北斎の帰還−幻の絵巻と名品コレクション−」
 100年程行方不明にいなっていた絵巻「隅田川両岸景色図巻」がメイン。絵巻なので、もちろん肉筆。最初の方は、手前に大きくはっきり人物が描かれているが、遠景の人物群は省略気味。そこからず〜っと隅田川沿いの景色。人物群は、省略どころか完全にシルエットで表現。橋の上の人々は傘の群れになっているのが、なんともしっとりした気持ちに。
 で、向かっていく先は吉原なのですね。『みをつくし料理帖』でも何度も出てくる道が描かれている。そうして絵巻の最後はいきなり、吉原楼上。吉原に上がって遊ぶ人々。ふ〜む。
 と言うことで、ぐる〜っと北斎堪能。

 ああ、やっぱり肉筆画が好き。でも、浮世絵も良いなぁ。北斎は彫刻を学んでいた時期もあるので、そのあたりのこだわりも強い。彫師・摺師ともに、細かくあれこれ指定されていたんだろうなぁ。
 生で見ないとその魅力が判らない空摺りとか、好きだわ。
 などと言いつつ、やはり、肉筆画の前を何度も行ったり来たり。一般的には、富嶽とかの方に人が集まるのか、あまり人が群れないのをいいことに、そばに寄ったり離れたり、しゃがんでみたり。そこに、北斎が筆を置いていた姿を想像するだけで、震える〜。
 鮟鱇図とか、たまらん。

 図書室もあったので寄ってみる。北斎に関するものだけでなく、浮世絵や江戸文化に関する書籍がある小さな図書室。過去に他の美術館で開催された肉筆画展の図録を眺めてえへえへする夕刻でありました。

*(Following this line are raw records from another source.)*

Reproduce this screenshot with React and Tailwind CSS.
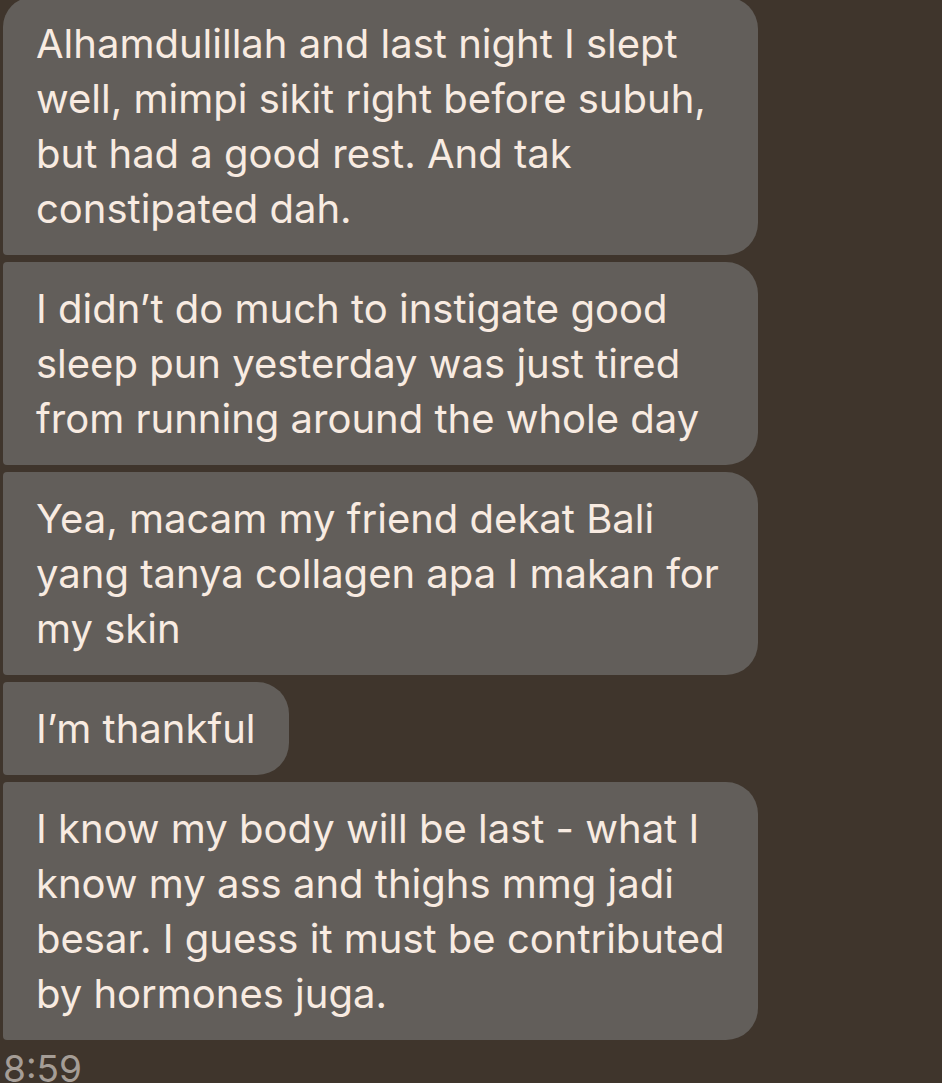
const messages = [
  {
    lines: [
      'Alhamdulillah and last night I slept',
      'well, mimpi sikit right before subuh,',
      'but had a good rest. And tak',
      'constipated dah.',
    ],
    first: true,
  },
  {
    lines: [
      'I didn\u2019t do much to instigate good',
      'sleep pun yesterday was just tired',
      'from running around the whole day',
    ],
  },
  {
    lines: [
      'Yea, macam my friend dekat Bali',
      'yang tanya collagen apa I makan for',
      'my skin',
    ],
  },
  { lines: ['I\u2019m thankful'], fit: true },
  {
    lines: [
      'I know my body will be last - what I',
      'know my ass and thighs mmg jadi',
      'besar. I guess it must be contributed',
      'by hormones juga.',
    ],
  },
]

function Bubble({ lines, first, fit }) {
  return (
    <div
      className={`bg-[#625e5a] px-[33px] py-[19px] text-[40px] leading-[55px] text-[#f8ebe1] ${
        first ? 'rounded-tl-[30px]' : 'rounded-tl-[4px]'
      } rounded-bl-[4px] rounded-r-[32px] ${fit ? 'w-fit' : 'w-[755px]'}`}
    >
      {lines.map((line) => (
        <div key={line} className="whitespace-nowrap">
          {line}
        </div>
      ))}
    </div>
  )
}

export default function App() {
  return (
    <div
      className="h-[1083px] w-[942px] overflow-hidden bg-[#3f352c] pl-[3px]"
      style={{ fontFamily: 'Inter, "Noto Sans", sans-serif' }}
    >
      <div className="-mt-[3px] flex flex-col items-start gap-[7px]">
        {messages.map((m, i) => (
          <Bubble key={i} {...m} />
        ))}
      </div>
      <div className="mt-[9px] text-[37px] leading-[40px] text-[#a59d96]">8:59</div>
    </div>
  )
}
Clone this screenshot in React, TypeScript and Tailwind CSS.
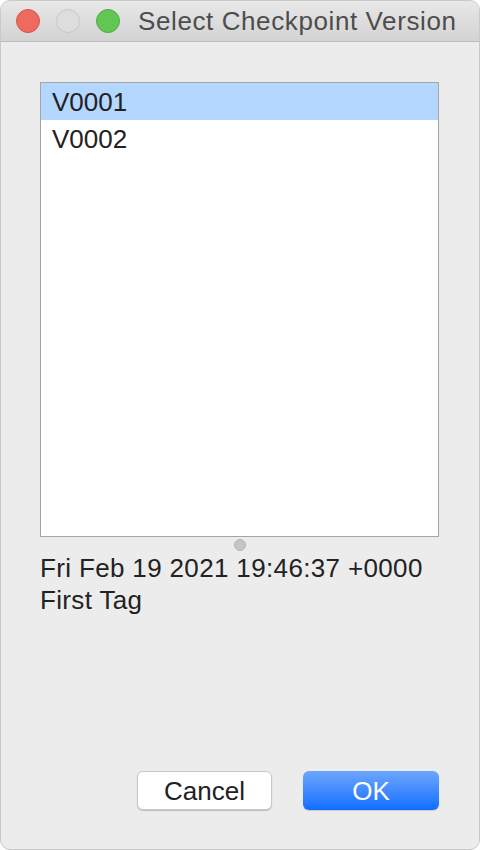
const versions = ['V0001', 'V0002'];

function TrafficLight({ color }: { color: string }) {
  return <span className={`block w-[24px] h-[24px] rounded-full border ${color}`} />;
}

export default function App() {
  return (
    <div
      className="w-[480px] h-[850px] flex flex-col bg-[#ececec] rounded-[10px] overflow-hidden border border-[#c9c9c9] text-[#222222]"
      style={{ fontFamily: '"Liberation Sans", Arial, sans-serif' }}
    >
      {/* title bar */}
      <div className="h-[41px] shrink-0 flex items-center pl-[15px] bg-gradient-to-b from-[#e9e8e9] to-[#d4d3d4] border-b border-[#bdbdbd]">
        <div className="flex items-center gap-[16px]">
          <TrafficLight color="bg-[#ee6a5f] border-[#d4554b]" />
          <TrafficLight color="bg-[#dddddd] border-[#c6c6c6]" />
          <TrafficLight color="bg-[#62c655] border-[#4fad43]" />
        </div>
        <span className="ml-[18px] text-[26px] leading-[30px] text-[#4d4d4d] tracking-[0.6px]">
          Select Checkpoint Version
        </span>
      </div>

      {/* body */}
      <div className="flex-1 flex flex-col pt-[40px] pl-[39px] pr-[40px]">
        <div className="h-[455px] bg-white border border-[#a5a5a5]">
          {versions.map((v, i) => (
            <div
              key={v}
              className={`h-[37px] pl-[11px] pt-[1px] text-[26px] leading-[36px] ${
                i === 0 ? 'bg-[#b3d7ff]' : ''
              }`}
            >
              {v}
            </div>
          ))}
        </div>

        <div className="h-[15px] flex justify-center items-center">
          <span className="block w-[12px] h-[12px] rounded-full bg-[#c6c6c6] border border-[#b3b3b3]" />
        </div>

        <div className="text-[26px] leading-[32px] tracking-[0.35px]">
          <div>Fri Feb 19 2021 19:46:37 +0000</div>
          <div>First Tag</div>
        </div>

        <div className="mt-auto mb-[39px] flex justify-end gap-[31px]">
          <button className="w-[135px] h-[39px] rounded-[6px] bg-white border border-[#c8c8c8] shadow-[0_1px_1px_rgba(0,0,0,0.2)] text-[26px] leading-none text-[#222222]">
            Cancel
          </button>
          <button className="w-[136px] h-[39px] rounded-[6px] bg-gradient-to-b from-[#6ba6fc] to-[#0b6cff] text-[26px] leading-none text-white shadow-[0_1px_1px_rgba(0,0,0,0.15)]">
            OK
          </button>
        </div>
      </div>
    </div>
  );
}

 顔出し看板はあったけど、一人だったから、残念。カッパになり損ねました。

 美術館は地域の小さな公園にあり、スカイツリーも見えます。もう、すっかり東京の風景の一部だなぁ。

 3階から降りるのに、階段を使わせてくれないからエレベーター待ちの長い列が……とか、地下のトイレが広いのに、男女ひとつずつの個室の1階トイレに人が並んでしまっていたり(「地下にもトイレがあります」と言う小さな貼り紙だけじゃあ、ひとは動かないですよ)。と、いささか問題点も感じるが、まぁ、開館したてで人が多いからかな。一年もしたら落ち着くのかな。
 ……アンケートは企画展を出た3階にあったので、そこで書いて出した。1階まで降りて来たことで気が付いた上記問題点は記入できず、というのも、ちょっとどうしたものか。
 ミュージアムショップも人だらけだったので、両国駅まで戻って、江戸東京博物館のショップで遊ぶ。ここは、もう、よく知った場所。楽しいのです。